**INFORMATION PROVIDED**

+ + +

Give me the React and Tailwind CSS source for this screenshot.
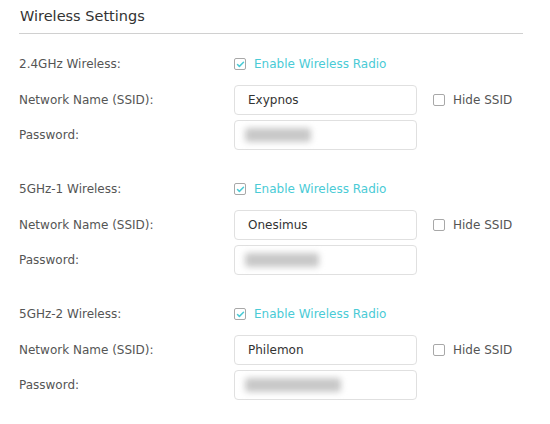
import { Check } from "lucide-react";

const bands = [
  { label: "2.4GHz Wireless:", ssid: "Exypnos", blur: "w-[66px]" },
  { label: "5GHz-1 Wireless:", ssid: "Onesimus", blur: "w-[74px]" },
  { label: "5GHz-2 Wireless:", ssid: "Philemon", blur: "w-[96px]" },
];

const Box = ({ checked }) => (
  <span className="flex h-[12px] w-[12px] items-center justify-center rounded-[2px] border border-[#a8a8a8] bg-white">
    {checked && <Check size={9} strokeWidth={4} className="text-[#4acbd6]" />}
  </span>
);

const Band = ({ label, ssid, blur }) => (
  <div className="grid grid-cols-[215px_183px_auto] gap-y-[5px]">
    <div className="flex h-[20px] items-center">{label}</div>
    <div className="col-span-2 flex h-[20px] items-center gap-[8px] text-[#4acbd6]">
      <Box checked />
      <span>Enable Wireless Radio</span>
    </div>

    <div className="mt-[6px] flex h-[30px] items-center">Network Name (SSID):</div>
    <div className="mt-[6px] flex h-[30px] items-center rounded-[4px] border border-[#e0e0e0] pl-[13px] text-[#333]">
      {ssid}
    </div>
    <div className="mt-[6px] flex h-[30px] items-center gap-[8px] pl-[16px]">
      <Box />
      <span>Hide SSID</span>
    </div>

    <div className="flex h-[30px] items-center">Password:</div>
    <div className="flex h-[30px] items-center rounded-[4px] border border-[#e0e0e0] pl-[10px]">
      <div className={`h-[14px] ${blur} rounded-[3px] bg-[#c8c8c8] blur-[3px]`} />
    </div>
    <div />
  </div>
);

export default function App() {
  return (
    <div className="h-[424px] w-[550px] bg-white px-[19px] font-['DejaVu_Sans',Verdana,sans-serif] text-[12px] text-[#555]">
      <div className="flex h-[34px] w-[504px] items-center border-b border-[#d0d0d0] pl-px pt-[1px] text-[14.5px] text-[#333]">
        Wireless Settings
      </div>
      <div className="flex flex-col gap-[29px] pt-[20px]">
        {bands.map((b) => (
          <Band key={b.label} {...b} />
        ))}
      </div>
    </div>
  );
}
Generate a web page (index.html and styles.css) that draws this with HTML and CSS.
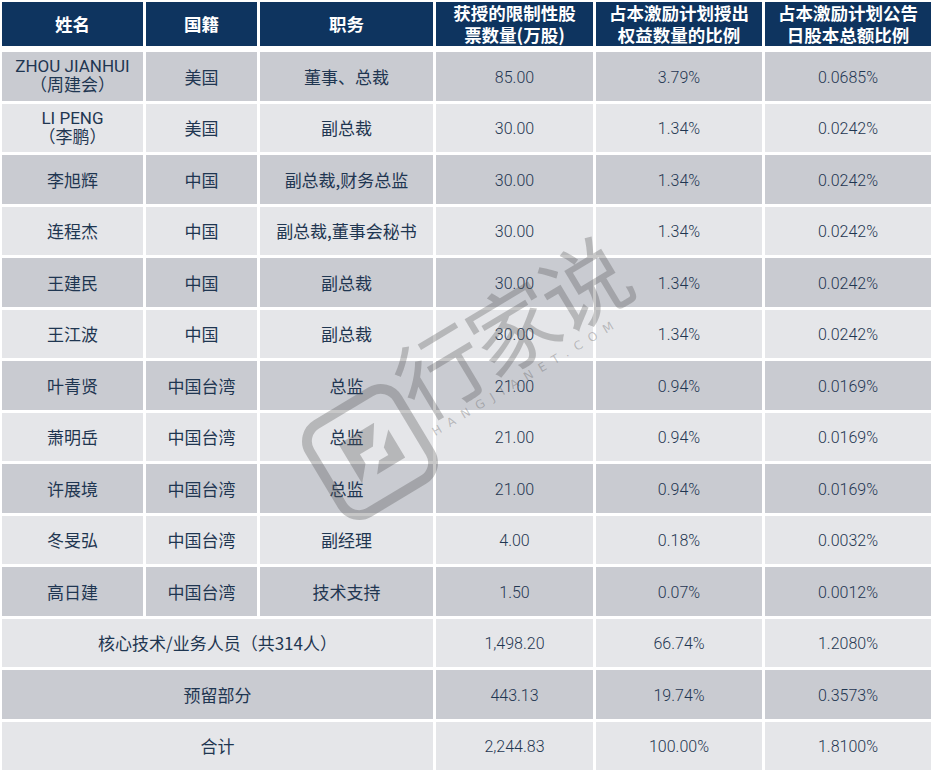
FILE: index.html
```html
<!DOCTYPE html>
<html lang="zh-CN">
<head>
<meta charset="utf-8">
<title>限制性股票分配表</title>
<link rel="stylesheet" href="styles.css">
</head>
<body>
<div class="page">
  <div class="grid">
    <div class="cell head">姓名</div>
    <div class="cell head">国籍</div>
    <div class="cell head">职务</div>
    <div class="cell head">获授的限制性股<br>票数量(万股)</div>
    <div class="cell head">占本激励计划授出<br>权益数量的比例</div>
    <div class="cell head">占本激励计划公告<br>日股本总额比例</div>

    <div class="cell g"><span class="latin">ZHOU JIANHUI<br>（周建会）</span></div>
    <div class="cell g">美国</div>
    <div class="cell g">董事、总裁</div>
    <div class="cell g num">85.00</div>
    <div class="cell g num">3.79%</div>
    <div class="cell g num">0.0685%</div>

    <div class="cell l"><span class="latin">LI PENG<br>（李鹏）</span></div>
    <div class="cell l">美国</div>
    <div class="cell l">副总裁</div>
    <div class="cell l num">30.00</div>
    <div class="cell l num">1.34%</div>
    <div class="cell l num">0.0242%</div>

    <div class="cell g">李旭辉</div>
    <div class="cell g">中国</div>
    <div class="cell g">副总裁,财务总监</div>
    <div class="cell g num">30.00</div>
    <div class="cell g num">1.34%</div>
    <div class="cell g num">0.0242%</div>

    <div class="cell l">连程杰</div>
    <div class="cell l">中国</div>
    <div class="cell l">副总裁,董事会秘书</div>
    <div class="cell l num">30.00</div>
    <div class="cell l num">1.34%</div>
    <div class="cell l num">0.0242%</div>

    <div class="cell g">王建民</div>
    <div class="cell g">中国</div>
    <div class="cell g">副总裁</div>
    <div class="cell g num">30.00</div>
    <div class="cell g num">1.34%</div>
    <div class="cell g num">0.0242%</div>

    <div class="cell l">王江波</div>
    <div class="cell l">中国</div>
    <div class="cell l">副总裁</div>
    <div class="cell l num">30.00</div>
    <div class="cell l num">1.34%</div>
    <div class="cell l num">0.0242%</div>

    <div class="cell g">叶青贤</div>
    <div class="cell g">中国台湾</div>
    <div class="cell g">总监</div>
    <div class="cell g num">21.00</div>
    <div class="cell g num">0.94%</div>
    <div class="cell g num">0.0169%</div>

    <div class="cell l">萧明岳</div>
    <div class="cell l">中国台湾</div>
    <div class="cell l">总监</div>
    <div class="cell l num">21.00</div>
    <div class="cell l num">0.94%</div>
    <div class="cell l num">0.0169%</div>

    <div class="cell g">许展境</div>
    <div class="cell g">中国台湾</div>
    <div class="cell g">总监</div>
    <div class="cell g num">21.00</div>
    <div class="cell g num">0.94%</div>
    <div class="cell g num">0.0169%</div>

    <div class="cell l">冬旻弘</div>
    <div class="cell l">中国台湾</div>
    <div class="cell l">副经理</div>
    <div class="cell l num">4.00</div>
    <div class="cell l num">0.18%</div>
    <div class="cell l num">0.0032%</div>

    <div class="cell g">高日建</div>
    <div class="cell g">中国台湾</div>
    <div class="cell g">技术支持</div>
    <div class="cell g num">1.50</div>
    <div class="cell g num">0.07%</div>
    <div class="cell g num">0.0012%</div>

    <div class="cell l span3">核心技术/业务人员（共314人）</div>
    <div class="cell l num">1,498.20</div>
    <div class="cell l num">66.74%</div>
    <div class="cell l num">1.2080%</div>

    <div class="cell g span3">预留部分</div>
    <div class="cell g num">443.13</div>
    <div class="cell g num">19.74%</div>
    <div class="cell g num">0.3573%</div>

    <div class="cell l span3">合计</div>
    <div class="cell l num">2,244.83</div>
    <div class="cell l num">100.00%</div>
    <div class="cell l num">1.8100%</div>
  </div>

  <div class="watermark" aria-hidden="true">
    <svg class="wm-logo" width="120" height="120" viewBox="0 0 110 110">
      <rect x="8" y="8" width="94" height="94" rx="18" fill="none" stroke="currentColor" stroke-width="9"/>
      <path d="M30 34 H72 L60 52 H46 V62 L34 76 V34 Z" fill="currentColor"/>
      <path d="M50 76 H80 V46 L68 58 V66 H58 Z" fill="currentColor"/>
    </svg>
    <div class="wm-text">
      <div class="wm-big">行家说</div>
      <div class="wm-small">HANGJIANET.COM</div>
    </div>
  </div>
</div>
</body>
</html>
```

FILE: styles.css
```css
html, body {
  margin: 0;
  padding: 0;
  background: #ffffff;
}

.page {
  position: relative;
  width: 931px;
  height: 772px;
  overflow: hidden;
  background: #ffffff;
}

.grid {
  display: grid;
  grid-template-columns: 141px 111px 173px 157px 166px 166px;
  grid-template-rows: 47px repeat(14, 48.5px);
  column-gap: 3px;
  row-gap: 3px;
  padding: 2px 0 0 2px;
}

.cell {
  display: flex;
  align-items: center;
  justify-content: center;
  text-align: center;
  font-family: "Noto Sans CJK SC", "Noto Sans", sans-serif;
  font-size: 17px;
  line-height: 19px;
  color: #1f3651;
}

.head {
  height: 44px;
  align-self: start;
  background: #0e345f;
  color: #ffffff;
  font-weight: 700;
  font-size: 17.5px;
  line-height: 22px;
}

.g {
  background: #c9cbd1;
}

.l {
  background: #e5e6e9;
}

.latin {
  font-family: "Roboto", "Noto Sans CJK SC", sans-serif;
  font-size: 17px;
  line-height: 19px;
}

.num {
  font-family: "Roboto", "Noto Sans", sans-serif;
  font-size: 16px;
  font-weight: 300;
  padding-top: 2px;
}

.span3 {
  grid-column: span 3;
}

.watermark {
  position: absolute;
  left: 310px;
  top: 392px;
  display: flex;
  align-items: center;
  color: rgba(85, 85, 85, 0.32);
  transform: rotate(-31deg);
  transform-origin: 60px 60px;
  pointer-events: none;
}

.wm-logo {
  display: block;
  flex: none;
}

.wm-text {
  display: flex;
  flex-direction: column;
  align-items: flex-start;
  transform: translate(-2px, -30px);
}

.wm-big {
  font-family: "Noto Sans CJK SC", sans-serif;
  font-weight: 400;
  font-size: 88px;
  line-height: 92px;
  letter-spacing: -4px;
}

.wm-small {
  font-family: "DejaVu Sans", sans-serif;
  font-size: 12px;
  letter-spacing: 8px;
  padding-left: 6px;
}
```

+ + +

In the entries above, count each line with "index"; reply with the total only.

**SOLVED EXERCISE**
2